Without rigorous testing, the acceptance of any theory of social decision making becomes ideological, an instance of faith, convenience, and compatibility. In this way, the Left in the United States, with its theatrical sympathies for supposedly oppressed masses, has grasped theories of class dominance. Conservatives tend to justify the rule of enduring elites in terms of an “objective” national interest, national preference, the natural value of those who preside, even Darwinian survival and an overarching mystical belief in the virtues of tradition and stability. The patrician view of an autonomous and selfless class of decision makers legitimates the rational pretenses of philosopher kings. Most theories of social policymaking assume that democratic processes in the United States have been subverted.
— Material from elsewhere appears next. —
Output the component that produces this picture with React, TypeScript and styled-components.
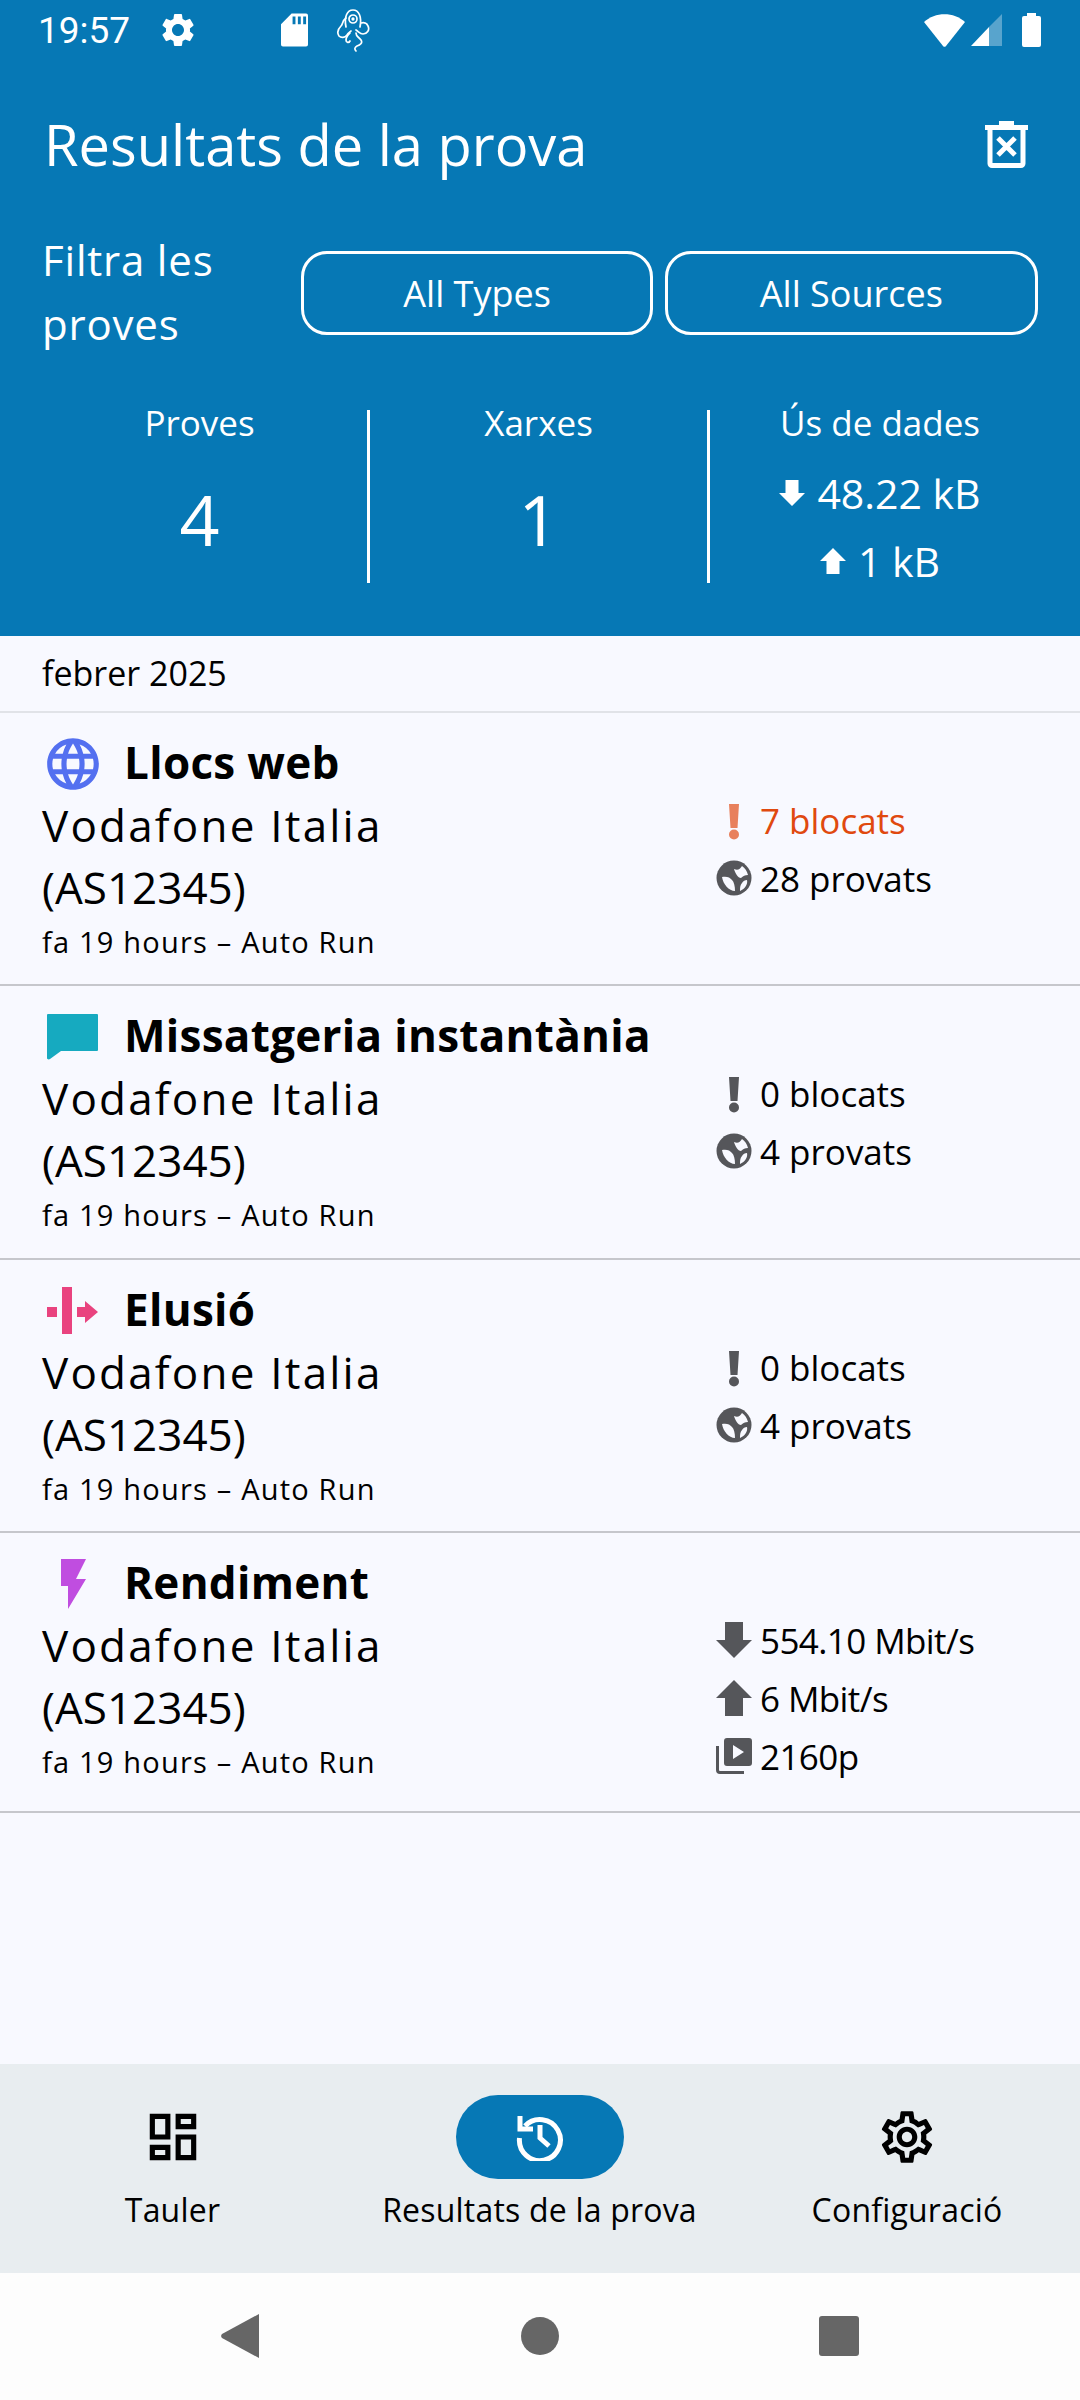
import styled, { createGlobalStyle } from "styled-components";
import { MdOutlineDashboard, MdOutlineSettings, MdSettings, MdLanguage } from "react-icons/md";
import type { ReactNode } from "react";

const BLUE = "#0678b5";
const FONT = `"Open Sans", "Noto Sans", sans-serif`;

const GlobalStyle = createGlobalStyle`
    html, body {
        margin: 0;
        padding: 0;
        background: #f8f9ff;
        font-family: ${FONT};
    }
`;

const Screen = styled.div`
    width: 1080px;
    height: 2400px;
    display: flex;
    flex-direction: column;
    background: #f8f9ff;
    color: #000;
    overflow: hidden;
`;

const Header = styled.header`
    height: 636px;
    flex: none;
    background: ${BLUE};
    color: #fff;
    display: flex;
    flex-direction: column;
`;

const StatusBar = styled.div`
    height: 60px;
    display: flex;
    align-items: center;
    padding: 0 39px 0 38px;
    font-family: Roboto, sans-serif;
    font-size: 37px;
`;

const StatusTime = styled.span`
    width: 92px;
`;

const StatusGear = styled.span`
    display: flex;
    margin: 0 83px 0 28px;
`;

const StatusOctopus = styled.span`
    display: flex;
    margin-left: 28px;
`;

const StatusSpacer = styled.div`
    flex: 1;
`;

const StatusSignal = styled.span`
    display: flex;
    margin: 0 20px 0 6px;
`;

const TitleBar = styled.div`
    height: 168px;
    box-sizing: border-box;
    padding: 0 52px 0 44px;
    display: flex;
    align-items: center;
    justify-content: space-between;
`;

const Title = styled.h1`
    margin: 0;
    font-size: 56px;
    font-weight: 400;
`;

const FilterRow = styled.div`
    display: flex;
    align-items: center;
    padding: 0 42px 0 42px;
    gap: 12px;
`;

const FilterLabel = styled.div`
    width: 248px;
    font-size: 42px;
    letter-spacing: 0.8px;
    line-height: 64px;
`;

const FilterButton = styled.button<{ $w: number }>`
    width: ${(p) => p.$w}px;
    height: 84px;
    margin-top: 2px;
    border: 3px solid #fff;
    border-radius: 26px;
    background: transparent;
    color: #fff;
    font-family: ${FONT};
    font-size: 36px;
`;

const Stats = styled.div`
    display: grid;
    grid-template-columns: 338px 340px 340px;
    grid-template-rows: 173px;
    padding-left: 32px;
    margin-top: 54px;
`;

const Stat = styled.div<{ $border?: boolean }>`
    display: flex;
    flex-direction: column;
    align-items: center;
    height: 173px;
    ${(p) => p.$border && "border-right: 3px solid #fff;"}
`;

const StatLabel = styled.div`
    font-size: 35px;
    line-height: 46px;
    margin-top: -10px;
`;

const StatValue = styled.div`
    font-size: 70px;
    line-height: 90px;
    margin-top: 28px;
`;

const StatData = styled.div`
    margin-top: 13px;
`;

const DataRow = styled.div`
    display: flex;
    align-items: center;
    justify-content: center;
    gap: 12px;
    font-size: 41px;
    line-height: 68px;
`;

const MonthRow = styled.div`
    height: 77px;
    flex: none;
    box-sizing: border-box;
    padding: 0 0 2px 42px;
    display: flex;
    align-items: center;
    font-size: 34px;
    border-bottom: 2px solid #e1e3e8;
`;

const Item = styled.div<{ $h: number }>`
    height: ${(p) => p.$h}px;
    flex: none;
    box-sizing: border-box;
    display: flex;
    padding: 17px 0 0 42px;
    border-bottom: 2px solid #c6c7cc;
`;

const ItemMain = styled.div`
    width: 674px;
`;

const ItemHead = styled.div`
    display: flex;
    align-items: center;
    height: 64px;
`;

const ItemIcon = styled.div`
    width: 84px;
    box-sizing: border-box;
    flex: none;
    display: flex;
    padding: 4px 0 0 5px;
    margin-right: -2px;
`;

const ItemTitle = styled.div`
    font-size: 44px;
    font-weight: 700;
    letter-spacing: 0.3px;
`;

const Network = styled.div`
    font-size: 44px;
    line-height: 62px;
    letter-spacing: 2.2px;
`;

const NetworkCode = styled.span`
    letter-spacing: 0;
`;

const When = styled.div`
    font-size: 29px;
    line-height: 40px;
    letter-spacing: 1.2px;
    margin-top: 4px;
`;

const ItemSide = styled.div`
    padding-top: 61px;
    display: flex;
    flex-direction: column;
`;

const SideRow = styled.div<{ $red?: boolean; $tight?: boolean }>`
    display: flex;
    align-items: center;
    gap: 8px;
    height: 58px;
    font-size: 35px;
    letter-spacing: ${(p) => (p.$tight ? "-0.6px" : "0")};
    color: ${(p) => (p.$red ? "#e0490f" : "#000")};
    svg {
        flex: none;
        color: ${(p) => (p.$red ? "#e8805c" : "#55565a")};
    }
`;

const Fill = styled.div`
    flex: 1;
`;

const BottomNav = styled.nav`
    height: 209px;
    flex: none;
    background: #e8edf0;
    display: grid;
    grid-template-columns: 345px 389px 1fr;
`;

const NavItem = styled.div`
    display: flex;
    flex-direction: column;
    align-items: center;
    padding-top: 31px;
`;

const NavPill = styled.div<{ $active?: boolean }>`
    width: 168px;
    height: 84px;
    border-radius: 42px;
    display: flex;
    align-items: center;
    justify-content: center;
    background: ${(p) => (p.$active ? BLUE : "transparent")};
    color: ${(p) => (p.$active ? "#fff" : "#000")};
`;

const NavLabel = styled.div`
    font-size: 32px;
    letter-spacing: 0.2px;
    line-height: 44px;
    margin-top: 9px;
`;

const SystemBar = styled.div`
    height: 127px;
    flex: none;
    background: #fdfdfd;
    display: flex;
    align-items: center;
    justify-content: center;
    padding-bottom: 2px;
    box-sizing: border-box;
`;

const SysButton = styled.div`
    width: 299px;
    display: flex;
    justify-content: center;
`;

const SdIcon = () => (
    <svg width="27" height="34" viewBox="0 0 28 34" fill="#fff">
        <path fillRule="evenodd" d="M11 0h15a2 2 0 0 1 2 2v30a2 2 0 0 1-2 2H2a2 2 0 0 1-2-2V11zM12 3v8h3V3zM17.500 3v8h3V3zM23 3v8h3V3z" />
    </svg>
);

const OctopusIcon = () => (
    <svg width="34" height="43" viewBox="0 0 34 43" fill="none" stroke="#fff" strokeWidth="1.7" strokeLinecap="round">
        <path d="M10 18C8 8 11 1 17 1s9 7 7 17" />
        <circle cx="17" cy="10" r="4" />
        <circle cx="17" cy="10" r="0.8" />
        <path d="M10 9C6 12 7 15 5 17c-3 3-4 7-2 10 2 2 6 2 8-1 1-2 3-3 4-4" />
        <path d="M25 14c3-1 6 0 7 3 2 4-1 8-5 8-3 0-4-2-7-4" />
        <path d="M14 24c-2 2-4 4-4 7 0 3 3 3 4 1" />
        <path d="M20 24c0 4 3 4 5 7 2 3-1 5-4 6-2 1-3 3-1 5" />
    </svg>
);

const WifiIcon = () => (
    <svg width="41" height="33" viewBox="0 0 41 33" fill="#fff">
        <path d="M0 8C11 -2.500 30 -2.500 41 8L22 32a2 2 0 0 1-3 0z" />
    </svg>
);

const SignalIcon = () => (
    <svg width="31" height="32" viewBox="0 0 31 32">
        <path d="M31 0v32H18V13z" fill="#fff" opacity="0.33" />
        <path d="M0 32L18 13v19z" fill="#fff" />
    </svg>
);

const BatteryIcon = () => (
    <svg width="19" height="34" viewBox="0 0 19 34" fill="#fff">
        <path d="M5 0h9v3h3a2 2 0 0 1 2 2v27a2 2 0 0 1-2 2H2a2 2 0 0 1-2-2V5a2 2 0 0 1 2-2h3z" />
    </svg>
);

const TrashIcon = () => (
    <svg width="43" height="47" viewBox="0 0 43 47" fill="none" stroke="#fff" strokeWidth="5">
        <path d="M0 6.500h43M14 2.500h15" />
        <path d="M5 7v35.500a2 2 0 0 0 2 2h29a2 2 0 0 0 2-2V7" />
        <path d="M13 17l17 17M30 17L13 34" />
    </svg>
);

const ChatIcon = () => (
    <svg width="52" height="46" viewBox="0 0 52 46" fill="#16aac0">
        <path d="M1 0h49a1 1 0 0 1 1 1v35a1 1 0 0 1-1 1H14L3 45c-1 .8-3 .5-3-1V1a1 1 0 0 1 1-1z" />
    </svg>
);

const CircumventionIcon = () => (
    <svg width="52" height="48" viewBox="0 0 52 48" fill="#e9437f">
        <path d="M0 20h10v10H0z" />
        <path d="M15 0h10v47H15z" />
        <path d="M30 20h8v-6l13 11-13 11v-6h-8z" />
    </svg>
);

const BoltIcon = () => (
    <svg width="52" height="50" viewBox="0 0 52 50" fill="#c04de0">
        <path d="M14 0h25l-10 20h10L21 50V27h-7z" />
    </svg>
);

const GlobeIcon = () => (
    <MdLanguage size={62} color="#5470f0" style={{ margin: "-6px 0 -6px -5px" }} />
);

const AlertIcon = () => (
    <svg width="36" height="36" viewBox="0 -2 36 36" overflow="visible" fill="currentColor">
        <path d="M13 0h10l-1.500 24h-7z" />
        <circle cx="18" cy="30.500" r="5" />
    </svg>
);

const EarthIcon = () => (
    <svg width="36" height="36" viewBox="0 0 36 36" fill="currentColor">
        <circle cx="18" cy="18" r="17.500" />
        <path d="M18 9c4 2 6 0 8-3 3 2 5 5 6 9-3 0-5 1-7 3-3 0-6-5-7-9z" fill="#f8f9ff" />
        <path d="M6 17c4-1 8 0 10 3 2 2 3 6 3 11-6 0-12-7-13-14z" fill="#f8f9ff" />
        <path d="M31 20c1 4-2 9-7 11 0-3 0-6 2-8 1-2 3-3 5-3z" fill="#f8f9ff" />
    </svg>
);

const ArrowDownIcon = ({ size = 36 }: { size?: number }) => (
    <svg width={size} height={size} viewBox="0 0 36 36" fill="currentColor">
        <path d="M9 0h18v18h9L18 36 0 18h9z" />
    </svg>
);

const ArrowUpIcon = ({ size = 36 }: { size?: number }) => (
    <svg width={size} height={size} viewBox="0 0 36 36" fill="currentColor">
        <path d="M9 36h18V18h9L18 0 0 18h9z" />
    </svg>
);

const VideoIcon = () => (
    <svg width="36" height="36" viewBox="0 0 36 36" fill="currentColor">
        <path fillRule="evenodd" d="M11 0h22a3 3 0 0 1 3 3v22a3 3 0 0 1-3 3H11a3 3 0 0 1-3-3V3a3 3 0 0 1 3-3zM17 7v14l11-7z" />
        <path d="M1.500 8v24a2.500 2.500 0 0 0 2.500 2.500h24" fill="none" stroke="currentColor" strokeWidth="3" />
    </svg>
);

const HistoryIcon = () => (
    <svg width="48" height="48" viewBox="0 0 48 48" fill="none" stroke="currentColor" strokeWidth="5">
        <path d="M9 13A20.500 20.500 0 1 1 3.500 25" />
        <path d="M4 3v13h13" />
        <path d="M24 12v13l9 8" />
    </svg>
);

const tests: { title: string; icon: ReactNode; side: ReactNode; h: number }[] = [
    {
        title: "Llocs web",
        icon: <GlobeIcon />,
        side: (
            <>
                <SideRow $red><AlertIcon />7 blocats</SideRow>
                <SideRow><EarthIcon />28 provats</SideRow>
            </>
        ),
        h: 273,
    },
    {
        title: "Missatgeria instantània",
        icon: <ChatIcon />,
        side: (
            <>
                <SideRow><AlertIcon />0 blocats</SideRow>
                <SideRow><EarthIcon />4 provats</SideRow>
            </>
        ),
        h: 274,
    },
    {
        title: "Elusió",
        icon: <CircumventionIcon />,
        side: (
            <>
                <SideRow><AlertIcon />0 blocats</SideRow>
                <SideRow><EarthIcon />4 provats</SideRow>
            </>
        ),
        h: 273,
    },
    {
        title: "Rendiment",
        icon: <BoltIcon />,
        side: (
            <>
                <SideRow $tight><ArrowDownIcon />554.10 Mbit/s</SideRow>
                <SideRow $tight><ArrowUpIcon />6 Mbit/s</SideRow>
                <SideRow $tight><VideoIcon />2160p</SideRow>
            </>
        ),
        h: 280,
    },
];

export default () => {
    return (
        <Screen>
            <GlobalStyle />
            <Header>
                <StatusBar>
                    <StatusTime>19:57</StatusTime>
                    <StatusGear><MdSettings size={40} /></StatusGear>
                    <SdIcon />
                    <StatusOctopus><OctopusIcon /></StatusOctopus>
                    <StatusSpacer />
                    <WifiIcon />
                    <StatusSignal><SignalIcon /></StatusSignal>
                    <BatteryIcon />
                </StatusBar>
                <TitleBar>
                    <Title>Resultats de la prova</Title>
                    <TrashIcon />
                </TitleBar>
                <FilterRow>
                    <FilterLabel>Filtra les<br />proves</FilterLabel>
                    <FilterButton $w={352}>All Types</FilterButton>
                    <FilterButton $w={374}>All Sources</FilterButton>
                </FilterRow>
                <Stats>
                    <Stat $border>
                        <StatLabel>Proves</StatLabel>
                        <StatValue>4</StatValue>
                    </Stat>
                    <Stat $border>
                        <StatLabel>Xarxes</StatLabel>
                        <StatValue>1</StatValue>
                    </Stat>
                    <Stat>
                        <StatLabel>Ús de dades</StatLabel>
                        <StatData>
                            <DataRow><ArrowDownIcon size={26} />48.22 kB</DataRow>
                            <DataRow><ArrowUpIcon size={26} />1 kB</DataRow>
                        </StatData>
                    </Stat>
                </Stats>
            </Header>
            <MonthRow>febrer 2025</MonthRow>
            {tests.map((t) => (
                <Item key={t.title} $h={t.h}>
                    <ItemMain>
                        <ItemHead>
                            <ItemIcon>{t.icon}</ItemIcon>
                            <ItemTitle>{t.title}</ItemTitle>
                        </ItemHead>
                        <Network>Vodafone Italia<br /><NetworkCode>(AS12345)</NetworkCode></Network>
                        <When>fa 19 hours – Auto Run</When>
                    </ItemMain>
                    <ItemSide>{t.side}</ItemSide>
                </Item>
            ))}
            <Fill />
            <BottomNav>
                <NavItem>
                    <NavPill><MdOutlineDashboard size={62} /></NavPill>
                    <NavLabel>Tauler</NavLabel>
                </NavItem>
                <NavItem>
                    <NavPill $active><HistoryIcon /></NavPill>
                    <NavLabel>Resultats de la prova</NavLabel>
                </NavItem>
                <NavItem>
                    <NavPill><MdOutlineSettings size={62} /></NavPill>
                    <NavLabel>Configuració</NavLabel>
                </NavItem>
            </BottomNav>
            <SystemBar>
                <SysButton>
                    <svg width="40" height="44" viewBox="0 0 40 44" fill="#666"><path d="M38 0v44L1 24a3 3 0 0 1 0-4z" /></svg>
                </SysButton>
                <SysButton>
                    <svg width="38" height="38" viewBox="0 0 38 38" fill="#666"><circle cx="19" cy="19" r="19" /></svg>
                </SysButton>
                <SysButton>
                    <svg width="40" height="40" viewBox="0 0 40 40" fill="#666"><rect width="40" height="40" rx="3" /></svg>
                </SysButton>
            </SystemBar>
        </Screen>
    );
};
Few accept that the system is true to its assumptions and rules, and therefore they avoid the consequent conundrum: a democracy that produces problematic policy raises fundamental questions about its own value.

For a theory of mass determination, such as the ecology of detached roles, to gain currency would require an almost unimaginable honesty—we are what we invest in; the failures of American social welfare are intentional—and perhaps an agreement to improve the conditions of American citizenship. But a revolution in consciousness is unlikely to occur within a complacent America or to be forced on the nation by crisis. Catastrophes such as the Great Depression and two world wars have been absorbed with little challenge to a traditional civic ethos that is as rigid as an iron sculpture.